We did some tests to remove this job from batches and just enqueue as a normal job and now hangfire processes them faster then we can insert them, while we were getting maybe 500-600rpm in the previous test with nested batches, we are seeing throughput without batches of around 3000-3500 now.
We’ve also been looking into the sliding windows as part of the ace library and it looks like there may be issues here too, when we have a sliding window on these jobs we see LCK_M_X waits and throughput drops, even though the sliding window has been set to a high value that would never hit the point of throttling.

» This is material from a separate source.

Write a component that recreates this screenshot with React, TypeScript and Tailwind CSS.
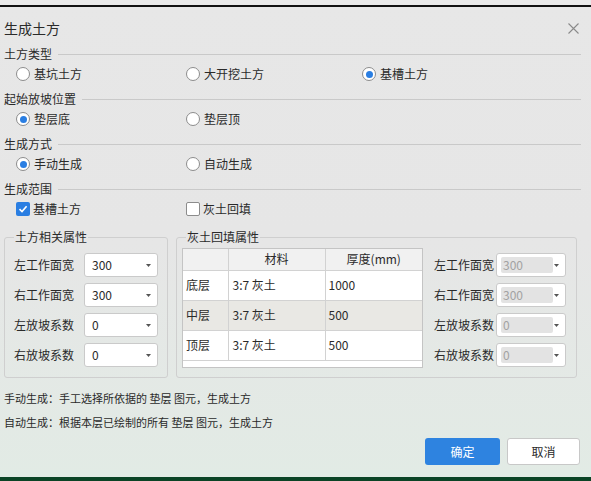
import type { ReactNode } from "react";

const font = "font-['Noto_Sans_CJK_SC','Noto_Sans',sans-serif]";

function Radio({ checked = false, children }: { checked?: boolean; children: ReactNode }) {
    return (
        <label className="flex items-center gap-[4px]">
            <span className="flex h-[14px] w-[14px] items-center justify-center rounded-full border border-[#8c8c8c] bg-white">
                {checked && <span className="h-[7px] w-[7px] rounded-full bg-[#2a7ee2]" />}
            </span>
            <span>{children}</span>
        </label>
    );
}

function Checkbox({ checked = false, children }: { checked?: boolean; children: ReactNode }) {
    return (
        <label className="flex items-center gap-[3px]">
            {checked ? (
                <span className="flex h-[14px] w-[14px] items-center justify-center rounded-[2px] bg-[#2a7ee2]">
                    <svg width="10" height="10" viewBox="0 0 10 10" fill="none">
                        <path d="M1.5 5.2 L4 7.6 L8.6 2.2" stroke="white" strokeWidth="1.6" />
                    </svg>
                </span>
            ) : (
                <span className="h-[14px] w-[14px] rounded-[2px] border border-[#8c8c8c] bg-white" />
            )}
            <span>{children}</span>
        </label>
    );
}

function Section({ title }: { title: string }) {
    return (
        <div className="flex h-[20px] items-center gap-[6px]">
            <span>{title}</span>
            <span className="h-px flex-1 bg-[#c9c9c9]" />
        </div>
    );
}

function Arrow() {
    return (
        <svg width="5" height="3" viewBox="0 0 5 3">
            <path d="M0 0 H5 L2.5 3 Z" fill="#555" />
        </svg>
    );
}

function Select({ value, width }: { value: string; width: string }) {
    return (
        <div className={`flex h-[24px] ${width} items-center justify-between rounded-[3px] border border-[#cacaca] bg-white pl-[7px] pr-[6px]`}>
            <span>{value}</span>
            <Arrow />
        </div>
    );
}

function DisabledSelect({ value }: { value: string }) {
    return (
        <div className="flex h-[24px] w-[70px] items-center rounded-[3px] border border-[#cacaca] bg-white py-[3px] pl-[4px] pr-[6px]">
            <div className="flex h-full w-[52px] items-center rounded-[2px] bg-[#e3e3e3] pl-[2px] text-[#a2a2a2]">{value}</div>
            <span className="ml-auto">
                <Arrow />
            </span>
        </div>
    );
}

const rows = [
    { label: "左工作面宽", value: "300" },
    { label: "右工作面宽", value: "300" },
    { label: "左放坡系数", value: "0" },
    { label: "右放坡系数", value: "0" },
];

const layers = [
    { name: "底层", mat: "3:7 灰土", depth: "1000", bg: "bg-white" },
    { name: "中层", mat: "3:7 灰土", depth: "500", bg: "bg-[#e9e8e4]" },
    { name: "顶层", mat: "3:7 灰土", depth: "500", bg: "bg-white" },
];

export default function App() {
    return (
        <div className={`${font} flex h-[481px] w-[591px] flex-col overflow-hidden bg-[#0b4426] text-[12px] text-[#2a2a2a]`}>
            <div className="h-[5px] bg-[#e9e9e9]" />
            <div className="h-[2px] bg-[#111]" />

            <div className="flex flex-col bg-linear-to-b from-[#e7e7e7] via-[#e6e6e6] to-[#e2ebe5] pb-[12px]">
                <div className="flex h-[37px] items-center justify-between pl-[4px] pr-[12px] pt-[5px]">
                    <span className="text-[14px]">生成土方</span>
                    <svg width="11" height="11" viewBox="0 0 11 11">
                        <path d="M0.5 0.5 L10.5 10.5 M10.5 0.5 L0.5 10.5" stroke="#8a8a8a" strokeWidth="1.1" />
                    </svg>
                </div>

                <div className="flex flex-col pl-[4px] pr-[10px]">
                    <Section title="土方类型" />
                    <div className="mb-[5px] flex h-[20px] items-center pl-[12px]">
                        <div className="w-[170px]">
                            <Radio>基坑土方</Radio>
                        </div>
                        <div className="w-[176px]">
                            <Radio>大开挖土方</Radio>
                        </div>
                        <Radio checked>基槽土方</Radio>
                    </div>

                    <Section title="起始放坡位置" />
                    <div className="mb-[5px] flex h-[20px] items-center pl-[12px]">
                        <div className="w-[170px]">
                            <Radio checked>垫层底</Radio>
                        </div>
                        <Radio>垫层顶</Radio>
                    </div>

                    <Section title="生成方式" />
                    <div className="mb-[5px] flex h-[20px] items-center pl-[12px]">
                        <div className="w-[170px]">
                            <Radio checked>手动生成</Radio>
                        </div>
                        <Radio>自动生成</Radio>
                    </div>

                    <Section title="生成范围" />
                    <div className="flex h-[20px] items-center pl-[12px]">
                        <div className="w-[170px]">
                            <Checkbox checked>基槽土方</Checkbox>
                        </div>
                        <Checkbox>灰土回填</Checkbox>
                    </div>

                    <div className="mt-[10px] flex gap-[8px]">
                        <fieldset className="w-[164px] rounded-[3px] border border-[#cfcfcf] pb-[9px] pl-[9px] pr-[9px] pt-[8px]">
                            <legend className="px-[1px] leading-[16px]">土方相关属性</legend>
                            <div className="flex flex-col gap-[6px]">
                                {rows.map((r) => (
                                    <div key={r.label} className="flex items-center">
                                        <span className="w-[70px]">{r.label}</span>
                                        <Select value={r.value} width="w-[74px]" />
                                    </div>
                                ))}
                            </div>
                        </fieldset>

                        <fieldset className="w-[401px] rounded-[3px] border border-[#cfcfcf] pb-[9px] pl-[5px] pr-[10px] pt-[3px]">
                            <legend className="ml-[4px] px-[1px] leading-[16px]">灰土回填属性</legend>
                            <div className="flex items-start">
                                <div className="h-[120px] w-[241px] border border-[#c4c4c4] bg-white">
                                    <table className="w-full border-collapse">
                                        <thead>
                                            <tr className="h-[21px] bg-[#f1f1f1]">
                                                <th className="w-[45px] border-b border-r border-[#d2d2d2] font-normal" />
                                                <th className="w-[97px] border-b border-r border-[#d2d2d2] font-normal">材料</th>
                                                <th className="border-b border-[#d2d2d2] font-normal">厚度(mm)</th>
                                            </tr>
                                        </thead>
                                        <tbody>
                                            {layers.map((l) => (
                                                <tr key={l.name} className={`h-[30px] ${l.bg}`}>
                                                    <td className="border-b border-r border-[#d2d2d2] pl-[3px]">{l.name}</td>
                                                    <td className="border-b border-r border-[#d2d2d2] pl-[4px]">{l.mat}</td>
                                                    <td className="border-b border-[#d2d2d2] pl-[3px]">{l.depth}</td>
                                                </tr>
                                            ))}
                                        </tbody>
                                    </table>
                                </div>
                                <div className="ml-[11px] mt-[5px] flex flex-col gap-[6px]">
                                    {rows.map((r) => (
                                        <div key={r.label} className="flex items-center">
                                            <span className="w-[62px]">{r.label}</span>
                                            <DisabledSelect value={r.value} />
                                        </div>
                                    ))}
                                </div>
                            </div>
                        </fieldset>
                    </div>

                    <div className="mt-[8px] text-[11px] leading-[24px]">手动生成：手工选择所依据的 垫层 图元，生成土方</div>
                    <div className="text-[11px] leading-[24px]">自动生成：根据本层已绘制的所有 垫层 图元，生成土方</div>

                    <div className="mt-[4px] flex justify-end gap-[7px] pr-[1px]">
                        <button className="flex h-[27px] w-[75px] items-center justify-center rounded-[3px] bg-[#2e83e0] text-white">确定</button>
                        <button className="flex h-[27px] w-[73px] items-center justify-center rounded-[3px] border border-[#c8c8c8] bg-white">取消</button>
                    </div>
                </div>
            </div>

            <div className="flex-1 bg-[#0b4426]" />
        </div>
    );
}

Unfortunately yes, synchronization I’ve told you in the previous response and overhead required for batches to work degrade the performance. I slowly improve it, and there will be some changes after Hangfire 1.8 and Hangfire.Pro 3.0 is released, where I will tune some queries, but there will be no magical solution.
Also this is how concurrent data structures work in general – by using locks – and by incurring big penalties when acquiring and releasing them. Even lock-free and wait-free algorithms don’t help when external storages are used in Hangfire and require even more queries. And better data structures for parallelism aren’t implemented yet even in paper, so there’s no silver bullet here.
To avoid LCK_M_X reports, you can only move Hangfire’s database to another server or consider using Redis instead. Those application locks are important to decrease the load on SQL Server and can’t be avoided.
SQL Azure is also slow for writes, and higher plans can help you to increase it. Also I’ve seen that SQL on Virtual Machine gives better throughput, but unfortunately don’t know the actual numbers. And Redis in clouds works much better than RDBMS.